Foram também constatadas carências evidentes em Pristina e através do Capelão do Batalhão, Majot Constâncio Gusmão, verificou-se que na Paróquia de Santo António, perto do Centro da cidade e da Catedral da Beata Teresa de Calcutá, existe uma instituição de caridade dirigida por Irmãs Religiosas Vicentinas. De 2ª a 6ª feira, confeccionam alimentação para assistir mais de 100 pobres, alguns dos quais jovens estudantes. Dos 100 necessitados, cerca de 20 tomam diariamente a refeição no Centro, sendo que os restantes têm um familiar que vai levantar a alimentação.
Obtida a anuência do Comando das Forças Terrestres em Portugal para a distribuição de 500 rações de combate, que o director da empresa Eclipse(**) em Slim Lines se dispôs a pagar e que alguns militares do 1.º BIPara angariaram em Portugal donativos significativos em roupas, brinquedos e dinheiro que foi convertido em alimentos, foi calendarizada e realizada em 20 de Fevereiro de 2015 uma operação de solidariedade em Pristina e Janjevo.
Foram distribuídos cerca de 1.000€ de alimentos em Pristina e cerca de 2.500€ em Janjevo, em alimentos, roupas e brinquedos, sendo de ressalvar o excelente acolhimento e elevado agradecimento e reconhecimento recebido nos dois locais.
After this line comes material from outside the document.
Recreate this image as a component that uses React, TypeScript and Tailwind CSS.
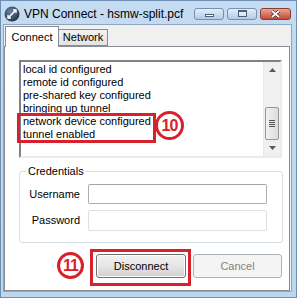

Mais uma missão cumprida para o 1.º BIPara, certamente das menos espectaculares, mas também sem dúvida alguma das que mais será lembrada pelos destinatários da ajuda. Modesta é certo, Portugal e as suas Forças Armadas não têm os recursos de outros países, mas ainda assim útil e dirigida a quem realmente dela necessita.